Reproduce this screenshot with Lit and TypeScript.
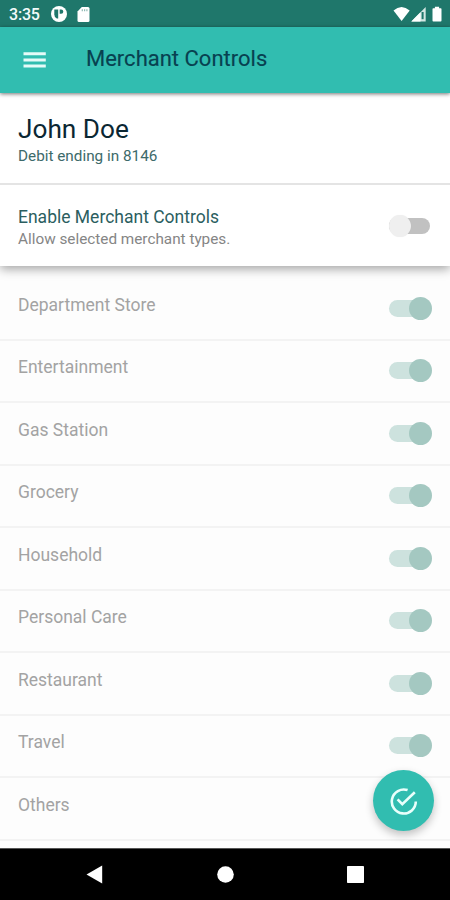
import { LitElement, html, css } from "lit";
import { customElement, property } from "lit/decorators.js";

@customElement("toggle-switch")
export class ToggleSwitch extends LitElement {
  @property({ type: Boolean, reflect: true }) on = false;

  static styles = css`
    :host { display: block; flex: none; width: 43px; height: 23px; }
    .box { display: flex; align-items: center; height: 23px; width: 43px; }
    .track { width: 41px; height: 16px; border-radius: 8px; background: #c1c1c1; display: flex; align-items: center; }
    .thumb { flex: none; width: 22px; height: 22px; border-radius: 50%; background: #efefef; box-shadow: 0 0 1px rgba(0, 0, 0, 0.08); }
    :host([on]) .track { height: 17px; border-radius: 9px; background: #cde2de; }
    :host([on]) .thumb { width: 23px; height: 23px; background: #a4c8c1; margin-left: 20px; box-shadow: none; }
  `;

  render() {
    return html`<div class="box"><div class="track"><div class="thumb"></div></div></div>`;
  }
}

@customElement("app-root")
export class AppRoot extends LitElement {
  private categories = [
    "Department Store",
    "Entertainment",
    "Gas Station",
    "Grocery",
    "Household",
    "Personal Care",
    "Restaurant",
    "Travel",
    "Others",
  ];

  static styles = css`
    :host {
      display: flex;
      flex-direction: column;
      position: relative;
      width: 450px;
      height: 900px;
      overflow: hidden;
      background: #fdfdfd;
      font-family: Roboto, sans-serif;
    }
    * { box-sizing: border-box; }
    svg { display: block; flex: none; }
    .status {
      flex: none; height: 27px; background: #1f776b; color: #f3fbfa;
      display: flex; align-items: center; padding: 1px 8px 0 9px;
    }
    .time { font-size: 16px; line-height: 20px; font-weight: 500; width: 42px; letter-spacing: -0.2px; padding-top: 1px; }
    .left-icons { display: flex; gap: 10px; flex: 1; align-items: center; }
    .bar {
      flex: none; height: 65.5px; background: #31bdb0; display: flex; align-items: center;
      position: relative; z-index: 4; box-shadow: 0 1px 4px rgba(0, 0, 0, 0.55);
      padding-left: 23px;
    }
    .title { margin-left: 40px; font-size: 22px; line-height: 26px; color: #084150; padding-bottom: 1px; -webkit-text-stroke: 0.15px #084150; }
    .account {
      flex: none; height: 92.5px; background: #fff; border-bottom: 2.5px solid #e4e4e4;
      padding: 21px 18px 0;
      position: relative; z-index: 3;
    }
    .name { font-size: 26.2px; line-height: 31px; color: #0b2733; }
    .card { font-size: 15.3px; line-height: 18px; color: #3d6a6a; margin-top: 2px; }
    .enable {
      flex: none; height: 81px; background: #fff; position: relative; z-index: 2;
      display: flex; justify-content: space-between; padding: 21px 18px 0 18px;
      box-shadow: 0 3px 10px rgba(0, 0, 0, 0.36);
    }
    .label { font-size: 17.5px; line-height: 22px; color: #2b5e60; }
    .hint { font-size: 15.3px; line-height: 18px; color: #858585; margin-top: 2px; }
    .enable toggle-switch { margin-top: 8.5px; }
    .list { flex: 1; overflow: hidden; padding-top: 12px; }
    .row {
      height: 62.5px; border-bottom: 2px solid #f3f3f3; display: flex;
      justify-content: space-between; padding: 15.5px 18px 0 18px;
    }
    .row .text { font-size: 17.5px; line-height: 22px; color: #a3a3a3; }
    .row toggle-switch { margin-top: 3px; }
    .nav {
      flex: none; height: 52px; background: #000; border-top: 1px solid #555;
      display: grid; grid-template-columns: 161px 128px 161px; align-items: center;
    }
    .nav svg { justify-self: center; }
    .nav .back { margin-left: 27px; }
    .nav .recent { margin-right: 29px; }
    .fab {
      position: absolute; left: 373px; top: 770px; width: 61px; height: 61px; border-radius: 50%;
      background: #31bdb0; border: 0; padding: 0; z-index: 5;
      display: flex; align-items: center; justify-content: center;
      box-shadow: 0 4px 8px rgba(0, 0, 0, 0.24);
    }
  `;

  render() {
    return html`
      <div class="status">
        <div class="time">3:35</div>
        <div class="left-icons">
          <svg width="16" height="16" viewBox="0 0 16 16">
            <circle cx="8" cy="8" r="8" fill="#fff" />
            <path d="M3.3 3.6H7.2V12.6H5.8Q3.3 11.4 3.3 8.6Z" fill="#1f776b" />
            <path d="M8.7 3.6H10.2A2.1 2.1 0 0 1 10.2 7.8H8.7Z" fill="#1f776b" />
          </svg>
          <svg width="13" height="15" viewBox="0 0 13 15">
            <path d="M4.8 0H11Q12.5 0 12.5 1.5V13.4Q12.5 14.9 11 14.9H2Q.5 14.9 .5 13.4V4.6Z" fill="#fff" />
            <path d="M5.3 2.2V4.2M7.6 2.2V4.2M9.9 2.2V4.2" stroke="#8fbab4" stroke-width="1.2" />
          </svg>
        </div>
        <svg width="50" height="17" viewBox="0 0 50 17">
          <path d="M1.5 4.6Q9.5-2.4 17.7 4.6L9.6 15Z" fill="#fff" />
          <path d="M33.7 1V15.5H19.3Z" fill="#d3e6e3" />
          <path d="M28.5 6.3V15.5H19.3Z" fill="#fff" />
          <path d="M30.6 6V13.2" stroke="#1f776b" stroke-width="2" />
          <path d="M42.9 .8H47.1V2.2H48.7Q49.5 2.2 49.5 3V14.6Q49.5 15.6 48.7 15.6H41.3Q40.5 15.6 40.5 14.6V3Q40.5 2.2 41.3 2.2H42.9Z" fill="#fff" />
        </svg>
      </div>
      <div class="bar">
        <svg width="23" height="18" viewBox="0 0 23 18">
          <path d="M.5 2.7H22.8M.5 8.9H22.8M.5 15.1H22.8" stroke="#e4fbf8" stroke-width="3" />
        </svg>
        <div class="title">Merchant Controls</div>
      </div>
      <div class="account">
        <div class="name">John Doe</div>
        <div class="card">Debit ending in 8146</div>
      </div>
      <div class="enable">
        <div>
          <div class="label">Enable Merchant Controls</div>
          <div class="hint">Allow selected merchant types.</div>
        </div>
        <toggle-switch></toggle-switch>
      </div>
      <div class="list">
        ${this.categories.map(
          (c) => html`<div class="row"><div class="text">${c}</div><toggle-switch on></toggle-switch></div>`
        )}
      </div>
      <div class="nav">
        <svg class="back" width="17" height="19" viewBox="0 0 17 19"><path d="M16.2 .5V18.5L.5 9.5Z" fill="#fff" /></svg>
        <svg width="17" height="17" viewBox="0 0 17 17"><circle cx="8.5" cy="8.5" r="8.3" fill="#fff" /></svg>
        <svg class="recent" width="17" height="17" viewBox="0 0 17 17"><rect width="17" height="17" rx=".8" fill="#fff" /></svg>
      </div>
      <button class="fab" aria-label="Save">
        <svg width="28" height="28" viewBox="0 0 28 28" fill="none" stroke="#e9fffb" stroke-width="2.6">
          <path d="M25.8 14.5A12 12 0 1 1 17.6 3.1" />
          <path d="M7.6 12.4L12.3 17.2L24.8 5.2" />
        </svg>
      </button>
    `;
  }
}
● ● ● ● ● ● ●
Description of the task. Copy the material exactly. Do not include the pictures.

Final result.
Reproduce this screenshot with Lit and TypeScript.
import { LitElement, html, css } from "lit";
import { customElement, property } from "lit/decorators.js";

@customElement("toggle-switch")
export class ToggleSwitch extends LitElement {
  @property({ type: Boolean, reflect: true }) on = false;

  static styles = css`
    :host { display: block; flex: none; width: 43px; height: 23px; }
    .box { display: flex; align-items: center; height: 23px; width: 43px; }
    .track { width: 41px; height: 16px; border-radius: 8px; background: #c1c1c1; display: flex; align-items: center; }
    .thumb { flex: none; width: 22px; height: 22px; border-radius: 50%; background: #efefef; box-shadow: 0 0 1px rgba(0, 0, 0, 0.08); }
    :host([on]) .track { height: 17px; border-radius: 9px; background: #cde2de; }
    :host([on]) .thumb { width: 23px; height: 23px; background: #a4c8c1; margin-left: 20px; box-shadow: none; }
  `;

  render() {
    return html`<div class="box"><div class="track"><div class="thumb"></div></div></div>`;
  }
}

@customElement("app-root")
export class AppRoot extends LitElement {
  private categories = [
    "Department Store",
    "Entertainment",
    "Gas Station",
    "Grocery",
    "Household",
    "Personal Care",
    "Restaurant",
    "Travel",
    "Others",
  ];

  static styles = css`
    :host {
      display: flex;
      flex-direction: column;
      position: relative;
      width: 450px;
      height: 900px;
      overflow: hidden;
      background: #fdfdfd;
      font-family: Roboto, sans-serif;
    }
    * { box-sizing: border-box; }
    svg { display: block; flex: none; }
    .status {
      flex: none; height: 27px; background: #1f776b; color: #f3fbfa;
      display: flex; align-items: center; padding: 1px 8px 0 9px;
    }
    .time { font-size: 16px; line-height: 20px; font-weight: 500; width: 42px; letter-spacing: -0.2px; padding-top: 1px; }
    .left-icons { display: flex; gap: 10px; flex: 1; align-items: center; }
    .bar {
      flex: none; height: 65.5px; background: #31bdb0; display: flex; align-items: center;
      position: relative; z-index: 4; box-shadow: 0 1px 4px rgba(0, 0, 0, 0.55);
      padding-left: 23px;
    }
    .title { margin-left: 40px; font-size: 22px; line-height: 26px; color: #084150; padding-bottom: 1px; -webkit-text-stroke: 0.15px #084150; }
    .account {
      flex: none; height: 92.5px; background: #fff; border-bottom: 2.5px solid #e4e4e4;
      padding: 21px 18px 0;
      position: relative; z-index: 3;
    }
    .name { font-size: 26.2px; line-height: 31px; color: #0b2733; }
    .card { font-size: 15.3px; line-height: 18px; color: #3d6a6a; margin-top: 2px; }
    .enable {
      flex: none; height: 81px; background: #fff; position: relative; z-index: 2;
      display: flex; justify-content: space-between; padding: 21px 18px 0 18px;
      box-shadow: 0 3px 10px rgba(0, 0, 0, 0.36);
    }
    .label { font-size: 17.5px; line-height: 22px; color: #2b5e60; }
    .hint { font-size: 15.3px; line-height: 18px; color: #858585; margin-top: 2px; }
    .enable toggle-switch { margin-top: 8.5px; }
    .list { flex: 1; overflow: hidden; padding-top: 12px; }
    .row {
      height: 62.5px; border-bottom: 2px solid #f3f3f3; display: flex;
      justify-content: space-between; padding: 15.5px 18px 0 18px;
    }
    .row .text { font-size: 17.5px; line-height: 22px; color: #a3a3a3; }
    .row toggle-switch { margin-top: 3px; }
    .nav {
      flex: none; height: 52px; background: #000; border-top: 1px solid #555;
      display: grid; grid-template-columns: 161px 128px 161px; align-items: center;
    }
    .nav svg { justify-self: center; }
    .nav .back { margin-left: 27px; }
    .nav .recent { margin-right: 29px; }
    .fab {
      position: absolute; left: 373px; top: 770px; width: 61px; height: 61px; border-radius: 50%;
      background: #31bdb0; border: 0; padding: 0; z-index: 5;
      display: flex; align-items: center; justify-content: center;
      box-shadow: 0 4px 8px rgba(0, 0, 0, 0.24);
    }
  `;

  render() {
    return html`
      <div class="status">
        <div class="time">3:35</div>
        <div class="left-icons">
          <svg width="16" height="16" viewBox="0 0 16 16">
            <circle cx="8" cy="8" r="8" fill="#fff" />
            <path d="M3.3 3.6H7.2V12.6H5.8Q3.3 11.4 3.3 8.6Z" fill="#1f776b" />
            <path d="M8.7 3.6H10.2A2.1 2.1 0 0 1 10.2 7.8H8.7Z" fill="#1f776b" />
          </svg>
          <svg width="13" height="15" viewBox="0 0 13 15">
            <path d="M4.8 0H11Q12.5 0 12.5 1.5V13.4Q12.5 14.9 11 14.9H2Q.5 14.9 .5 13.4V4.6Z" fill="#fff" />
            <path d="M5.3 2.2V4.2M7.6 2.2V4.2M9.9 2.2V4.2" stroke="#8fbab4" stroke-width="1.2" />
          </svg>
        </div>
        <svg width="50" height="17" viewBox="0 0 50 17">
          <path d="M1.5 4.6Q9.5-2.4 17.7 4.6L9.6 15Z" fill="#fff" />
          <path d="M33.7 1V15.5H19.3Z" fill="#d3e6e3" />
          <path d="M28.5 6.3V15.5H19.3Z" fill="#fff" />
          <path d="M30.6 6V13.2" stroke="#1f776b" stroke-width="2" />
          <path d="M42.9 .8H47.1V2.2H48.7Q49.5 2.2 49.5 3V14.6Q49.5 15.6 48.7 15.6H41.3Q40.5 15.6 40.5 14.6V3Q40.5 2.2 41.3 2.2H42.9Z" fill="#fff" />
        </svg>
      </div>
      <div class="bar">
        <svg width="23" height="18" viewBox="0 0 23 18">
          <path d="M.5 2.7H22.8M.5 8.9H22.8M.5 15.1H22.8" stroke="#e4fbf8" stroke-width="3" />
        </svg>
        <div class="title">Merchant Controls</div>
      </div>
      <div class="account">
        <div class="name">John Doe</div>
        <div class="card">Debit ending in 8146</div>
      </div>
      <div class="enable">
        <div>
          <div class="label">Enable Merchant Controls</div>
          <div class="hint">Allow selected merchant types.</div>
        </div>
        <toggle-switch></toggle-switch>
      </div>
      <div class="list">
        ${this.categories.map(
          (c) => html`<div class="row"><div class="text">${c}</div><toggle-switch on></toggle-switch></div>`
        )}
      </div>
      <div class="nav">
        <svg class="back" width="17" height="19" viewBox="0 0 17 19"><path d="M16.2 .5V18.5L.5 9.5Z" fill="#fff" /></svg>
        <svg width="17" height="17" viewBox="0 0 17 17"><circle cx="8.5" cy="8.5" r="8.3" fill="#fff" /></svg>
        <svg class="recent" width="17" height="17" viewBox="0 0 17 17"><rect width="17" height="17" rx=".8" fill="#fff" /></svg>
      </div>
      <button class="fab" aria-label="Save">
        <svg width="28" height="28" viewBox="0 0 28 28" fill="none" stroke="#e9fffb" stroke-width="2.6">
          <path d="M25.8 14.5A12 12 0 1 1 17.6 3.1" />
          <path d="M7.6 12.4L12.3 17.2L24.8 5.2" />
        </svg>
      </button>
    `;
  }
}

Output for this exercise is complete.